Tuesday, January 5, 2010

Lots of Holiday Season Activity in Chrysler Bankruptcy Case (Part 2 of 3)

On December 30, 2009, New and Old Chrysler jointly filed a second motion to enforce the automatic stay and the bankruptcy court’s orders approving the sale of assets to New Chrysler and the rejection of 789 dealer agreements (the “Second Enforcement Motion”). The Second Enforcement Motion is directed to several rejected dealers that filed state proceedings to enjoin the creation of new franchises in their former markets. The rejected dealers appear to have a plausible defense: they based their state law proceedings on the recent federal arbitration law that went into effect on December 16, 2009. Those dealers argued that because they may be awarded their franchises back by an arbitrator, New Chrysler should be enjoined from filling those points until the arbitration is concluded.
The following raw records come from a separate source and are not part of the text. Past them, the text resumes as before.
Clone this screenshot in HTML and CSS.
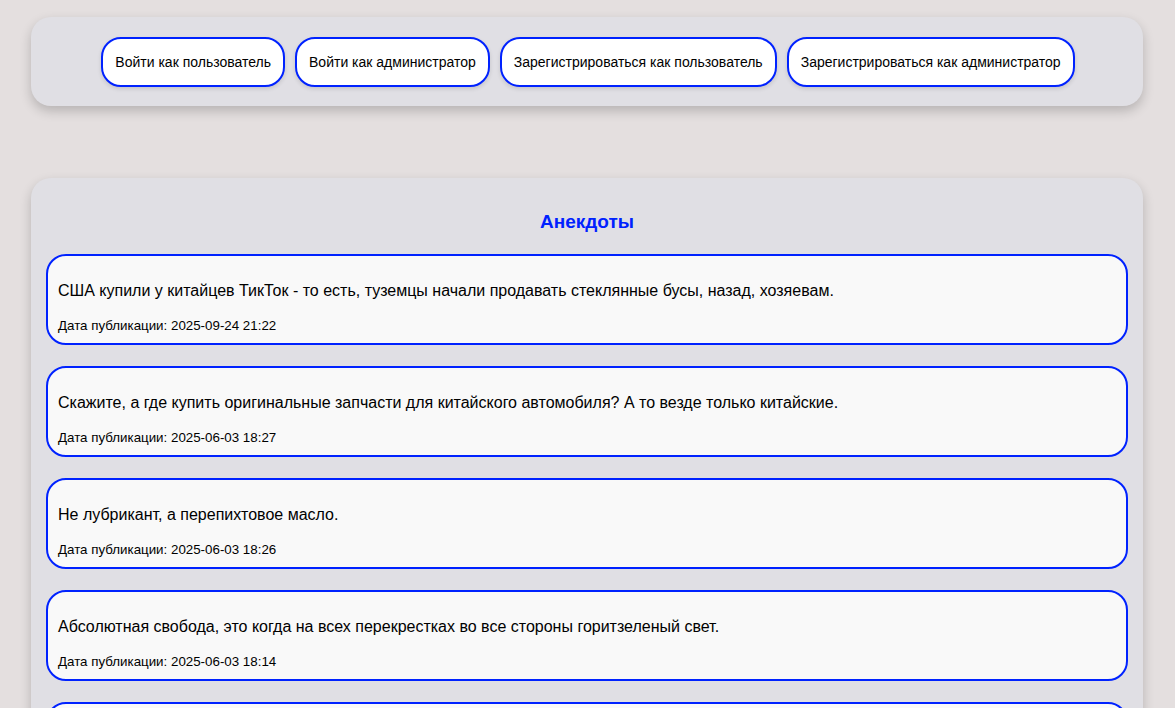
FILE: index.html
```html
<!DOCTYPE html>
<html lang="ru">
<head>
<meta charset="utf-8">
<title>Анекдоты</title>
<link rel="stylesheet" href="styles.css">
</head>
<body>
<header class="auth-bar">
  <button class="btn">Войти как пользователь</button>
  <button class="btn">Войти как администратор</button>
  <button class="btn">Зарегистрироваться как пользователь</button>
  <button class="btn">Зарегистрироваться как администратор</button>
</header>
<main class="jokes">
  <h2 class="jokes-title">Анекдоты</h2>
  <div class="joke">
    <p class="joke-text">США купили у китайцев ТикТок - то есть, туземцы начали продавать стеклянные бусы, назад, хозяевам.</p>
    <p class="joke-date">Дата публикации: 2025-09-24 21:22</p>
  </div>
  <div class="joke">
    <p class="joke-text">Скажите, а где купить оригинальные запчасти для китайского автомобиля? А то везде только китайские.</p>
    <p class="joke-date">Дата публикации: 2025-06-03 18:27</p>
  </div>
  <div class="joke">
    <p class="joke-text">Не лубрикант, а перепихтовое масло.</p>
    <p class="joke-date">Дата публикации: 2025-06-03 18:26</p>
  </div>
  <div class="joke">
    <p class="joke-text">Абсолютная свобода, это когда на всех перекрестках во все стороны горитзеленый свет.</p>
    <p class="joke-date">Дата публикации: 2025-06-03 18:14</p>
  </div>
  <div class="joke">
    <p class="joke-text">Ещё один анекдот.</p>
    <p class="joke-date">Дата публикации: 2025-06-03 18:10</p>
  </div>
</main>
</body>
</html>
```

FILE: styles.css
```css
html, body {
  margin: 0;
  padding: 0;
}
body {
  background: #e4dfdf;
  font-family: "Liberation Sans", Arial, sans-serif;
  color: #000;
  padding: 17px 32px 0 31px;
}
.auth-bar {
  background: #e0dfe4;
  border-radius: 20px;
  box-shadow: 0 5px 12px rgba(0, 0, 0, 0.2);
  display: flex;
  justify-content: center;
  gap: 10px;
  padding: 20px 15px 19px 17px;
}
.btn {
  font-family: "Liberation Sans", Arial, sans-serif;
  font-size: 14px;
  line-height: 16px;
  color: #000;
  background: #fff;
  border: 2px solid #0022ff;
  border-radius: 20px;
  padding: 15px 12px;
  box-shadow: 0 2px 4px rgba(0, 0, 0, 0.12);
  cursor: pointer;
}
.jokes {
  margin-top: 72px;
  background: #e0dfe4;
  border-radius: 20px 20px 0 0;
  box-shadow: 0 5px 12px rgba(0, 0, 0, 0.2);
  padding: 15px 15px 20px;
  display: flex;
  flex-direction: column;
  gap: 21px;
}
.jokes-title {
  margin: 18px 0 0;
  text-align: center;
  color: #0022ff;
  font-size: 19px;
  line-height: 22px;
  font-weight: bold;
}
.joke {
  background: #f9f9f9;
  border: 2px solid #0022ff;
  border-radius: 20px;
  padding: 10px 10px 10px;
}
.joke-text {
  margin: 16px 0 18px;
  font-size: 16px;
  line-height: 18px;
}
.joke-date {
  margin: 0;
  font-size: 13.33px;
  line-height: 15px;
}
```
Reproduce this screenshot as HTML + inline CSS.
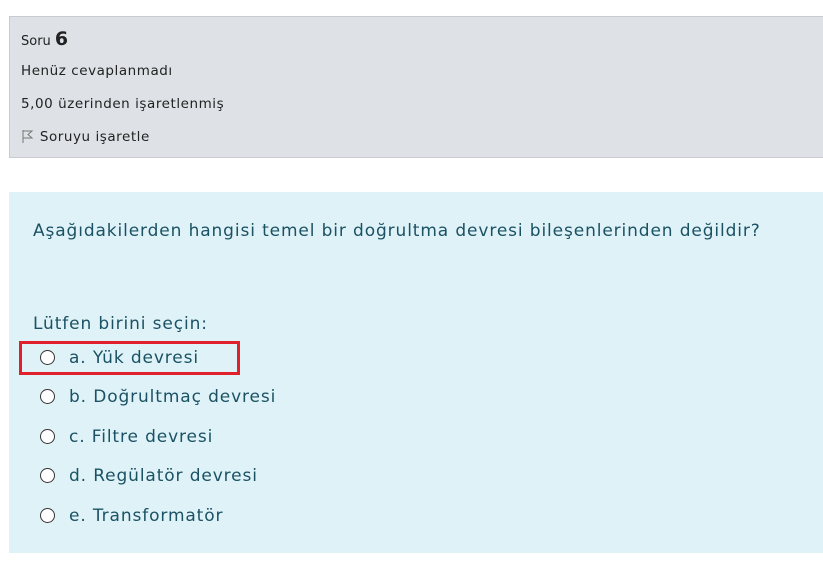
<!DOCTYPE html>
<html><head><meta charset="utf-8"><style>
body{margin:0;width:823px;height:576px;background:#fff;font-family:"DejaVu Sans","Liberation Sans",sans-serif;position:relative;overflow:hidden}
.info{position:absolute;left:9px;top:16px;width:813px;height:140px;background:#dee2e6;border:1px solid #c8cbcf;color:#222}
.info div{position:absolute;left:11px;font-size:13.5px;letter-spacing:0.55px;white-space:nowrap}
.q{position:absolute;left:9px;top:192px;width:814px;height:361px;background:#def2f8;color:#1b5263}
.q div{position:absolute;font-size:17px;letter-spacing:0.88px;white-space:nowrap}
.r{display:inline-block;width:13px;height:13px;border:1px solid #333;border-radius:50%;background:#fff;position:absolute}
.red{position:absolute;left:19px;top:341px;width:215px;height:28px;border:3px solid #e0202a}
</style></head><body>
<div class="info">
<div style="top:11px;font-size:13px;letter-spacing:0">Soru <b style="font-size:19px">6</b></div>
<div style="top:46px">Henüz cevaplanmadı</div>
<div style="top:79px">5,00 üzerinden işaretlenmiş</div>
<div style="top:112px"><svg width="14" height="14" viewBox="0 0 14 14" style="vertical-align:-2px"><path d="M2 1V14M2 2H11L7 5.5L11 9H2" fill="none" stroke="#777" stroke-width="1"/></svg> Soruyu işaretle</div>
</div>
<div class="q">
<div style="left:24px;top:29px">Aşağıdakilerden hangisi temel bir doğrultma devresi bileşenlerinden değildir?</div>
<div style="left:24px;top:122px">Lütfen birini seçin:</div>
<div style="left:60px;top:156px"><span class="r" style="left:-29px;top:2px"></span>a. Yük devresi</div>
<div style="left:60px;top:195px"><span class="r" style="left:-29px;top:2px"></span>b. Doğrultmaç devresi</div>
<div style="left:60px;top:235px"><span class="r" style="left:-29px;top:2px"></span>c. Filtre devresi</div>
<div style="left:60px;top:274px"><span class="r" style="left:-29px;top:2px"></span>d. Regülatör devresi</div>
<div style="left:60px;top:314px"><span class="r" style="left:-29px;top:2px"></span>e. Transformatör</div>
</div>
<div class="red"></div>
</body></html>
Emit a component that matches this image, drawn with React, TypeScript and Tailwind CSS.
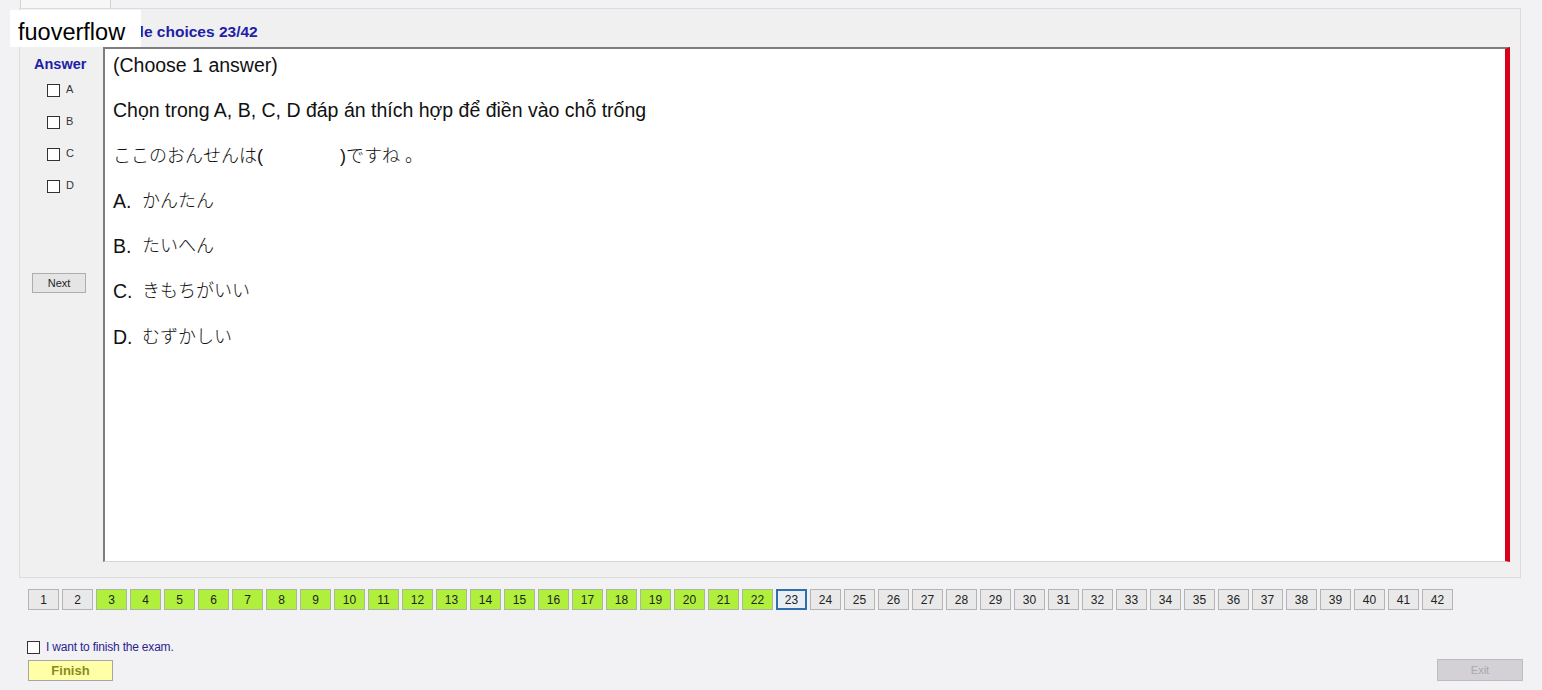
import React from 'react';

const answered = new Set([3, 4, 5, 6, 7, 8, 9, 10, 11, 12, 13, 14, 15, 16, 17, 18, 19, 20, 21, 22]);
const current = 23;
const total = 42;

const options = [
  { key: 'A', text: 'かんたん' },
  { key: 'B', text: 'たいへん' },
  { key: 'C', text: 'きもちがいい' },
  { key: 'D', text: 'むずかしい' },
];

function Box() {
  return <span className="inline-block w-[13px] h-[13px] border border-[#333] bg-white shrink-0" />;
}

function QuestionButton({ n }: { n: number }) {
  const isCurrent = n === current;
  const isDone = answered.has(n);
  return (
    <div
      className={`w-[31px] h-[21px] flex items-center justify-center text-[12px] text-[#222] shrink-0 ${
        isCurrent
          ? 'border-2 border-[#2f6fae] bg-[#e8eef4]'
          : isDone
          ? 'border border-[#a9b7a0] bg-[#b0f03c]'
          : 'border border-[#b4b4b4] bg-[#e9e9e9]'
      }`}
    >
      {n}
    </div>
  );
}

export default function App() {
  const jp = "font-['Liberation_Sans','Noto_Sans_CJK_JP',sans-serif]";
  return (
    <div className="relative w-[1542px] h-[690px] overflow-hidden bg-[#f2f1f4] font-['Liberation_Sans',sans-serif]">
      {/* tab header */}
      <div className="ml-[20px] w-[91px] h-[8px] border-x border-[#d2d2d2] bg-[#f7f7f7]" />

      {/* main panel */}
      <div className="ml-[19px] w-[1502px] h-[570px] border border-[#dcdcdc] bg-[#f0f0f0] flex">
        {/* answer column */}
        <div className="w-[83px] shrink-0 flex flex-col pt-[47px]">
          <div className="pl-[14px] text-[14.5px] leading-[16px] font-bold text-[#2121a8]">Answer</div>
          <div className="mt-[2px] flex flex-col">
            {options.map((o) => (
              <div key={o.key} className="h-[32px] flex items-center pl-[27px] gap-[6px]">
                <Box />
                <span className="text-[11px] text-[#333] -mt-[2px]">{o.key}</span>
              </div>
            ))}
          </div>
          <div className="mt-[71px] ml-[12px] w-[54px] h-[20px] border border-[#adadad] bg-[#e5e5e5] flex items-center justify-center text-[11px] text-[#222]">
            Next
          </div>
        </div>

        {/* question column */}
        <div className="flex flex-col">
          <div className="h-[38px] pt-[15px] -ml-[9px] text-[15.5px] leading-[16px] font-bold text-[#2121a8]">
            Multiple choices 23/42
          </div>
          <div className="w-[1407px] h-[515px] bg-white border-t-2 border-l-2 border-[#7d7d7d] border-r-[5px] border-r-[#d8001a] border-b border-b-[#d6d6d6] pl-[8px] pt-[5px] flex flex-col gap-[23.3px] text-[19.5px] leading-[22px] text-[#111]">
            <div>(Choose 1 answer)</div>
            <div>Chọn trong A, B, C, D đáp án thích hợp để điền vào chỗ trống</div>
            <div className={`${jp} text-[18px] font-light whitespace-pre`}>ここのおんせんは(　　　　 )ですね 。</div>
            {options.map((o) => (
              <div key={o.key} className="flex items-center">
                <span className="w-[29px]">{o.key}.</span>
                <span className={`${jp} text-[18px] font-light`}>{o.text}</span>
              </div>
            ))}
          </div>
        </div>
      </div>

      {/* question navigator */}
      <div className="mt-[11px] ml-[28px] flex gap-[3px]">
        {Array.from({ length: total }, (_, i) => (
          <QuestionButton key={i + 1} n={i + 1} />
        ))}
      </div>

      {/* finish / exit */}
      <div className="mt-[29px] pl-[27px] pr-[19px] flex items-end justify-between">
        <div className="flex flex-col">
          <div className="h-[16px] flex items-center gap-[6px]">
            <Box />
            <span className="text-[12px] text-[#2b1f8f] tracking-[-0.2px]">I want to finish the exam.</span>
          </div>
          <div className="mt-[5px] ml-[1px] w-[85px] h-[21px] border border-[#a6a6a6] bg-[#ffffa8] flex items-center justify-center text-[13px] font-bold text-[#8a8a1c]">
            Finish
          </div>
        </div>
        <div className="w-[86px] h-[22px] border border-[#bdbdbd] bg-[#d3d1d5] flex items-center justify-center text-[11px] text-[#a9a9a9]">
          Exit
        </div>
      </div>

      {/* watermark */}
      <div className="absolute left-[10px] top-[10px] w-[131px] h-[37px] bg-white pl-[8px] pt-[8px] text-[23.5px] leading-[28px] text-black">
        fuoverflow
      </div>
    </div>
  );
}
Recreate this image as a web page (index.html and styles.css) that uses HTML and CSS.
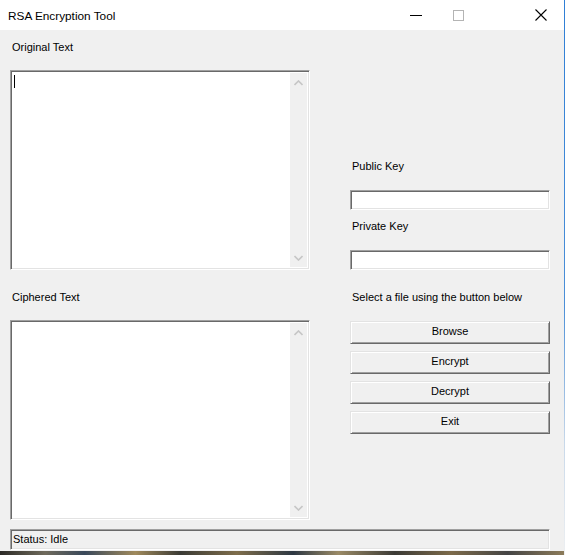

Of course, Old and New Chrysler were having none of it and demanded that those rejected dealers withdraw their state proceedings. The dealers refused and the Second Enforcement Motion resulted. Because the premise underlying the state proceedings is to preserve the remedy afforded the rejected by Congress in the arbitration legislation, it will be very interesting to see how this motion plays out. A copy of the Second Enforcement Motion may be found here.

Friday, January 1, 2010

Lots of Holiday Season Activity in Chrysler Bankrptcy Case (Part 1 of 3)

Quite surprisingly, the Christmas and New Year’s holiday week was marked by several interesting filings in the Chrysler bankruptcy case relevant to dealers. First, on Christmas Day, a motion was filed seeking reconsideration of the bankruptcy court’s decision and order granting the Debtors’ motion to reject 789 dealer agreements. Second, on December 30, the Debtors and New Chrysler filed a second joint motion seeking injunctive relief and sanctions against certain rejected dealers that filed state law proceedings against New Chrysler. Third, on New Year’s Eve, Debtors’ and New Chrysler filed an adversary proceeding against Oregon, Maine, North Carolina and Illinois state officials seeking a declaratory judgment and injunctive relief to enjoin the enforcement of certain state statutes enacted or soon to be enacted that would have the effect of negating or impacting the effect of the termination of the rejected dealers’ franchises.

On Christmas Day, a small group of former Chrysler dealers whose franchise agreements were rejected filed a motion (the “Reconsideration Motion”) that asks Bankruptcy Judge Gonzalez to reconsider his opinion and order approving the rejection of their franchise agreements. The Reconsideration Motion can be found here. Rather remarkably (to say the least), the Reconsideration Motion accuses Judge Gonzalez of committing a fraud on the court by mischaracterizing the testimony of Fiat executive Alfredo Altavilla in his opinion approving the Debtors’ rejection motion (the “Rejection Opinion”).

In that regard, the Reconsideration Motion focuses on footnote 21 of the Rejection Opinion, which states, in pertinent part, that “Altavilla also responded affirmatively to a question regarding whether a dealership network needed to be for the Fiat Transaction to close, stating that a ‘restructuring needs to occur’” The Reconsideration Motion argues that the footnote mischaracterizes the actual hearing testimony which is quoted in full as follows:

Question: If this transaction closes without an absolute requirement of a particular number of dealers that are being terminated, would Chrysler still go through with this deal – I mean, rather, would Fiat still go through with this deal?

Answer: The answer is that a restructure needs to occur. Whether it occurs before or after the closing of the deal is not a material difference.

The Reconsideration Motion also argues that Judge Gonzalez ignored testimony by Chrysler executives that the Debtors’ estates received no value in exchange for accelerating the ‘rationalization’ of the dealer network through the use of the contract rejection power in bankruptcy.

As for a remedy, the dealers do not argue that New Chrysler could be forced to reinstate them; rather, they argues that the rejections can be reversed within the bankruptcy proceeding and the Debtors’ estates forced to assume those dealer agreements. They argue that would have the effect of converting claims under those previously-rejected franchise agreements from general unsecured claims (that have little chance of payment) into priority administrative expense claims (that stand a reasonable chance of getting paid, at least in part).